**AIM OF THE TASK**
Among the entries below, count the lines where the string "components" occurs, and give only the number.

**RECORDS SHOWN**
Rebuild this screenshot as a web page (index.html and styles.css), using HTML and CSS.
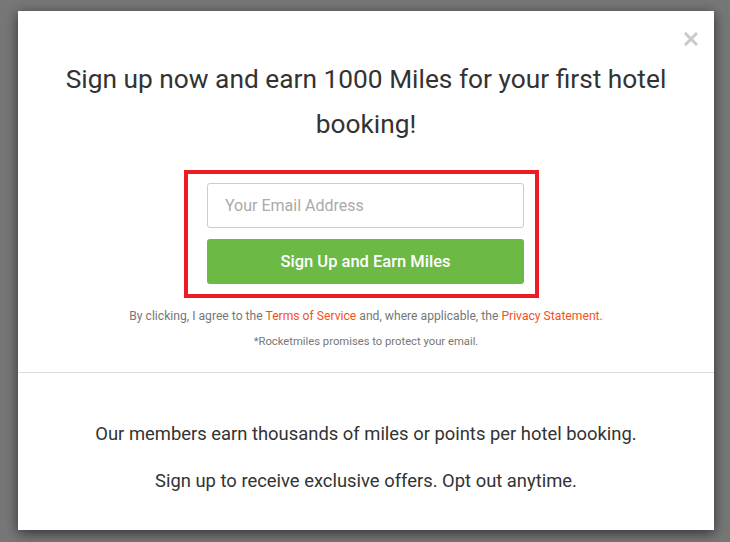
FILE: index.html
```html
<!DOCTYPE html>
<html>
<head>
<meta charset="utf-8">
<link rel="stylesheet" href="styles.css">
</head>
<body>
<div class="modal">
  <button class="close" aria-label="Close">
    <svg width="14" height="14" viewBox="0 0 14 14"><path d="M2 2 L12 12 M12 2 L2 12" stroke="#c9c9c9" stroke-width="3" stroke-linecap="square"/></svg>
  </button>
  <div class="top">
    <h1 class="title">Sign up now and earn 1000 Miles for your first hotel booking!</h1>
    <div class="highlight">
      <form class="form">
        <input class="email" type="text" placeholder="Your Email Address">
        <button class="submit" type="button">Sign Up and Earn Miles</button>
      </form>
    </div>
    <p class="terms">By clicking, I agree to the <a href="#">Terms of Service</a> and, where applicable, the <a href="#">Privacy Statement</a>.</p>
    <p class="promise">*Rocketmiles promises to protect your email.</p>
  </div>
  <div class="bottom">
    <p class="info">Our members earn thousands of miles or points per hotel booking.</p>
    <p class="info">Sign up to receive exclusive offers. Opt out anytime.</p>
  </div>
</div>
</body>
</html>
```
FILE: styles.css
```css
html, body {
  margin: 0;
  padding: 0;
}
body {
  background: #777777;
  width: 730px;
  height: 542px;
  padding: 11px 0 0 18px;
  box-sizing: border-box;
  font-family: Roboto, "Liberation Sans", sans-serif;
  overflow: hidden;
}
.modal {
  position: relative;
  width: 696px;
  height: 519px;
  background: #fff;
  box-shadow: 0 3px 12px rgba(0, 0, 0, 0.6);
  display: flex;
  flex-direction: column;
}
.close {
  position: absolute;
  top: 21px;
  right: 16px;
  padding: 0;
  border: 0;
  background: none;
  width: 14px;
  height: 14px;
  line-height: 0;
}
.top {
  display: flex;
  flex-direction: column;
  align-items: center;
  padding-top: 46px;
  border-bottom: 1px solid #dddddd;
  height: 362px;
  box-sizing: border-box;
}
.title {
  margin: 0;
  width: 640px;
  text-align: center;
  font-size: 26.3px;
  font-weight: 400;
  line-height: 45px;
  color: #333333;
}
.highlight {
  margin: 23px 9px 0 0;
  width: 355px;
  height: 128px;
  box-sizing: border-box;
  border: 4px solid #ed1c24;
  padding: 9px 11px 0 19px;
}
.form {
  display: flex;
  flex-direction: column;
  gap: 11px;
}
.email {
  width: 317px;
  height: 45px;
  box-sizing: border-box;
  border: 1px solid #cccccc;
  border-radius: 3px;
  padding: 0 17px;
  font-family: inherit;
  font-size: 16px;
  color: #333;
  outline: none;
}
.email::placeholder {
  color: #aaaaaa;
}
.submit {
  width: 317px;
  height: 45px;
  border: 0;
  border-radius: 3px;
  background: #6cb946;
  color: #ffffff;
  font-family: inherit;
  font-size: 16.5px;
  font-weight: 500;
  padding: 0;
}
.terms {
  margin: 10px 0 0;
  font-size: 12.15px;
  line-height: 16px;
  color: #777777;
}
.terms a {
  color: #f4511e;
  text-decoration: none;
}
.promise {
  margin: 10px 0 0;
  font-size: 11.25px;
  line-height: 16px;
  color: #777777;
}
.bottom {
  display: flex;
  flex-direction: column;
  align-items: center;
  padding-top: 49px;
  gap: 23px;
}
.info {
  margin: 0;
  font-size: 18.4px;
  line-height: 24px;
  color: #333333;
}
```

* * *

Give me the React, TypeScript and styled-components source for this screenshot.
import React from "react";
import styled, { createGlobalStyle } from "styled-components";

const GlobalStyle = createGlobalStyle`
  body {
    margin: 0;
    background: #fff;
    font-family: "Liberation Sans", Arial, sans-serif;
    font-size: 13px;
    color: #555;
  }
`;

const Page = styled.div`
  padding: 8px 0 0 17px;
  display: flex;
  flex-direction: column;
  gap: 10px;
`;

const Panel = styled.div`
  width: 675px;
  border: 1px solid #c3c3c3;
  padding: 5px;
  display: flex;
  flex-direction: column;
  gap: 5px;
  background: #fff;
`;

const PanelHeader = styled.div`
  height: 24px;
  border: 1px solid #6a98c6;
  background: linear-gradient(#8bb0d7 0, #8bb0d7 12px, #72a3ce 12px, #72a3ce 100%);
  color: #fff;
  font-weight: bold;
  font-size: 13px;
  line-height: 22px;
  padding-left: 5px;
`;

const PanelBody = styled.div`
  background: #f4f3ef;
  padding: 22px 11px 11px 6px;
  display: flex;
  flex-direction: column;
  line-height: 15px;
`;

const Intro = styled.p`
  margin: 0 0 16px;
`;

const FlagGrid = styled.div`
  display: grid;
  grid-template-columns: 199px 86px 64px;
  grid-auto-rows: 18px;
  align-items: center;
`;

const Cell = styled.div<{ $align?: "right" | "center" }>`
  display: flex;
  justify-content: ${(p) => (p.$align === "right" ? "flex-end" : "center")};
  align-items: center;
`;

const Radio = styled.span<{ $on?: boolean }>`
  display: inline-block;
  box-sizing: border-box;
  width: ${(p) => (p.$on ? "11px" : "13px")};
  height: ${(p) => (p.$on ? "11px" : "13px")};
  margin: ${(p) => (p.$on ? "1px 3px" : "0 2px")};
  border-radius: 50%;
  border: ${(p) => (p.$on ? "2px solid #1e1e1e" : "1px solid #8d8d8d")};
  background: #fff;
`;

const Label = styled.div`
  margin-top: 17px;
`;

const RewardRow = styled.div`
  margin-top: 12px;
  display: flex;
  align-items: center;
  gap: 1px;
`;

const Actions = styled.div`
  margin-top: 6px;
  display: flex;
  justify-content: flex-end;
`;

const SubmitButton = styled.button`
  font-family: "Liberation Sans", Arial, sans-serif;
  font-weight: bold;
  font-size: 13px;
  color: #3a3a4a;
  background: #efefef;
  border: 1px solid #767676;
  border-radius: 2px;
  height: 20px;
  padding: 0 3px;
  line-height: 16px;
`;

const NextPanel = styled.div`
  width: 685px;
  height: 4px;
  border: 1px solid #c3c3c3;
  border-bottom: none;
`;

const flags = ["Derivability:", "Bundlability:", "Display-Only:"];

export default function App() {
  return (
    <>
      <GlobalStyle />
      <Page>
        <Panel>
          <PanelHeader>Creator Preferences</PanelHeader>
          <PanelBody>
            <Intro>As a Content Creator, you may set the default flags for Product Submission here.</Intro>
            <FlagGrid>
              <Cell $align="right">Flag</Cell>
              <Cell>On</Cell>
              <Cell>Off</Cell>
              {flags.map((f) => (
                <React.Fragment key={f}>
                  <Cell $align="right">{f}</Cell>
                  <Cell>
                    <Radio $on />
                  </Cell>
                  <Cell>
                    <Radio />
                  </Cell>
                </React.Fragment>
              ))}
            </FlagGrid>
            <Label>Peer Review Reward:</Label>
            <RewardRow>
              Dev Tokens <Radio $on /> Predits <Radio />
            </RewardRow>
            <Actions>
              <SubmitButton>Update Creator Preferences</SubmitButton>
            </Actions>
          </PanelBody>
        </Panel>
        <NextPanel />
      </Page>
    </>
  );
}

**OUTPUT OF THE TASK**
2